Tero gave us much encouragement about what we could share about our own work and experiences, so I’m going to try and post regular updates for the Snowchange Steering Group about my research and evaluation adventures. These updates will also be posted here, especially as I continue to consider the role of testimony in research and evaluation.

I’m currently working on two research projects - one project is looking at the decisions Maori elders make about where they will live when they retire from the paid workforce (but not from the cultural workforce). The second project is interviewing Maori who have experienced a crime, and asking after their support needs.

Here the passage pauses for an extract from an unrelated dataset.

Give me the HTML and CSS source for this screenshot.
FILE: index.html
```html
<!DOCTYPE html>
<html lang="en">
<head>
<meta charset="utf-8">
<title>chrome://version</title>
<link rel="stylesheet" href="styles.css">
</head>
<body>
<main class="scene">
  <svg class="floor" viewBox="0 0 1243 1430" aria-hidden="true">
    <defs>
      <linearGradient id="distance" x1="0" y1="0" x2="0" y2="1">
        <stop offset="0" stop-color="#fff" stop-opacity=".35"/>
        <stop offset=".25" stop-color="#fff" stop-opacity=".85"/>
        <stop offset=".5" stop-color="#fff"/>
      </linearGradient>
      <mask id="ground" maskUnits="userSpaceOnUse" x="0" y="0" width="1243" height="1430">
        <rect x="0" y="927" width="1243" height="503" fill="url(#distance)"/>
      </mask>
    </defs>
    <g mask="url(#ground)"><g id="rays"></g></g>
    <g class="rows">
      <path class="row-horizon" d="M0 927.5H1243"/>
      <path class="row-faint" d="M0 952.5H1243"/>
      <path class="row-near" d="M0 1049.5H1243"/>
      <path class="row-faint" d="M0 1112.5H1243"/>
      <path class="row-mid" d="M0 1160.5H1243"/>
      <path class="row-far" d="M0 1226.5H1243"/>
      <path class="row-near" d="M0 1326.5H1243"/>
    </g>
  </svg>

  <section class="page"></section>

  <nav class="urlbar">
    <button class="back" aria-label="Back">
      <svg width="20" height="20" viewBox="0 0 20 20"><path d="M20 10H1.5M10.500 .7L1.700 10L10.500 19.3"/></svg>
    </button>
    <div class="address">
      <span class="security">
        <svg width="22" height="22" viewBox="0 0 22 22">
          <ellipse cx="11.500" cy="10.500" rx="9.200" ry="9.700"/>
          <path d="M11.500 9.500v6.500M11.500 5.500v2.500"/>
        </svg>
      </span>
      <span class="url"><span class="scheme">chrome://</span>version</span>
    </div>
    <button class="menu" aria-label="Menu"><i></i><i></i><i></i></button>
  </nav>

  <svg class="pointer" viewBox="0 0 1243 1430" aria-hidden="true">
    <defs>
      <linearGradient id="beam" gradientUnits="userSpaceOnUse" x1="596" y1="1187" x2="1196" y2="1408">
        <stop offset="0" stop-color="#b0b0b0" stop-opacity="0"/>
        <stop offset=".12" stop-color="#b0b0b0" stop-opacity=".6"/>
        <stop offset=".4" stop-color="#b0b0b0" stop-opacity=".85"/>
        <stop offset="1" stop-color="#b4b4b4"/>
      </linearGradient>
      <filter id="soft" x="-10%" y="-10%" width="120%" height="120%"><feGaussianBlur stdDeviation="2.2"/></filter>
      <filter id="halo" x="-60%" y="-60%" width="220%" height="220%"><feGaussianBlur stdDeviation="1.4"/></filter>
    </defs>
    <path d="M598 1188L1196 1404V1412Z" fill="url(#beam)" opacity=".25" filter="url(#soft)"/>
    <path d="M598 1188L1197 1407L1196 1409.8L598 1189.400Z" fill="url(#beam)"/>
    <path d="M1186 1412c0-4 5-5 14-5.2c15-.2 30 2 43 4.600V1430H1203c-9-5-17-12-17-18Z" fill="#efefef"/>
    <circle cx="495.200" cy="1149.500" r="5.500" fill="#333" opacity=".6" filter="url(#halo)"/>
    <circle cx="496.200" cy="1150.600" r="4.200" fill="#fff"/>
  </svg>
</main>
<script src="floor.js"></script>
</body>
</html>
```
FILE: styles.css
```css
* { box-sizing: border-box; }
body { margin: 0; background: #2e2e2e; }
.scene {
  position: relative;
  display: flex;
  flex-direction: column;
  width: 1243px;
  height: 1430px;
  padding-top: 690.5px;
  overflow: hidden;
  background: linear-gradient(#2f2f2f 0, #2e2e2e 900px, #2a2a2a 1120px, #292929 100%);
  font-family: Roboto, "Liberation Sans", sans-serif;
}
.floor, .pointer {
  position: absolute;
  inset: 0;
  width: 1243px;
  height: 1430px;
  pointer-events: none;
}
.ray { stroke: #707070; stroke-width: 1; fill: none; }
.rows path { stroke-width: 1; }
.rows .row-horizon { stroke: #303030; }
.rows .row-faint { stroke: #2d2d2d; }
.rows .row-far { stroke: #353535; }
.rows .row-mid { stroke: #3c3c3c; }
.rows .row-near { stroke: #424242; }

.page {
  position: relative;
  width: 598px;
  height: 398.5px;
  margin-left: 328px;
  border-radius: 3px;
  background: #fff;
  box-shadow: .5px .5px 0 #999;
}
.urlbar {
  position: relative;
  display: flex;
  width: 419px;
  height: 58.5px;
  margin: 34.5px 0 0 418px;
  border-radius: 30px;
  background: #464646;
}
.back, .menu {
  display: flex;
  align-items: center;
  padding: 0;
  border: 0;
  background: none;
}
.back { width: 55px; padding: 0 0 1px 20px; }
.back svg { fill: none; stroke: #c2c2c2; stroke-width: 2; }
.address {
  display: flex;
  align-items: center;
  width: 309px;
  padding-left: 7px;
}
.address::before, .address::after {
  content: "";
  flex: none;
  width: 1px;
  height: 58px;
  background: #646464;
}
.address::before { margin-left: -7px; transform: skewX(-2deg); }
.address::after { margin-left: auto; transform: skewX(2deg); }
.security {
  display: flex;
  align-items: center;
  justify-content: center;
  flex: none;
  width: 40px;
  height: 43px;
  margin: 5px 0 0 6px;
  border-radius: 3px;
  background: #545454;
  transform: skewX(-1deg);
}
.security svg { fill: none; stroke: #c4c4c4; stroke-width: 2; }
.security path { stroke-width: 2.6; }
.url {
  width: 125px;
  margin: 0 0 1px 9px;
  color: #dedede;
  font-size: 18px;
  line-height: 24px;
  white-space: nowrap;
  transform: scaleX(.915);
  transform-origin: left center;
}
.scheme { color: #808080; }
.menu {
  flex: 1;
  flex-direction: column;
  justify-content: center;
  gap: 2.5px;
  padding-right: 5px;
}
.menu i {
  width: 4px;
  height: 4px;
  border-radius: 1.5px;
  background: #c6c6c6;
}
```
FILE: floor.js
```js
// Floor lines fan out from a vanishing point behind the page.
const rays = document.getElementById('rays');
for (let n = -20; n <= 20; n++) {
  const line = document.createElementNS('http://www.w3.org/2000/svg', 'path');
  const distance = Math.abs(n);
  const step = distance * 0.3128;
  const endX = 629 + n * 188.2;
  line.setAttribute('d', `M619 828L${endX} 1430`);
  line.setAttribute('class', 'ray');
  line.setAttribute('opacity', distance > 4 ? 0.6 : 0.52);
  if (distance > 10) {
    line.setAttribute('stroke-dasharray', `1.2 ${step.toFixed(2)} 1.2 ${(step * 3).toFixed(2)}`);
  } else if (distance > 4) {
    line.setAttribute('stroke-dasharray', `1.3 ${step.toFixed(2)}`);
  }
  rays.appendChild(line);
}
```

My evaluation work has largely moved into supporting community organisations who receive large philanthropic grants to support their work for 5 years. These is very new and very exciting high engagement philanthropy being undertaken by the ASB Community Trust as a follow up to their grant making for Maori and Pacific Education Initiatives. As well as providing leadership, capacity development, and program design services and support, the Centre for Social Impact supports internal evaluators working in these organisations so they can find out what works and what doesn’t work.

One of the evaluation initiatives we’re suggesting to the internal evaluators is that they consider the environment as a key stakeholder in their evaluation work. So even if their organisations are delivering services for young people, they should be considering what the impact of their services are on the environment.

And as always, I’m writing, talking, collaborating and envisioning Kaupapa Maori (by Maori, for Maori, with Maori) evaluation and research. I think I’m unashamedly a method geek who is slowly evolving into a paradigm nerd. But more on that later, especially as there are chapters coming out in the new year that showcase much of this.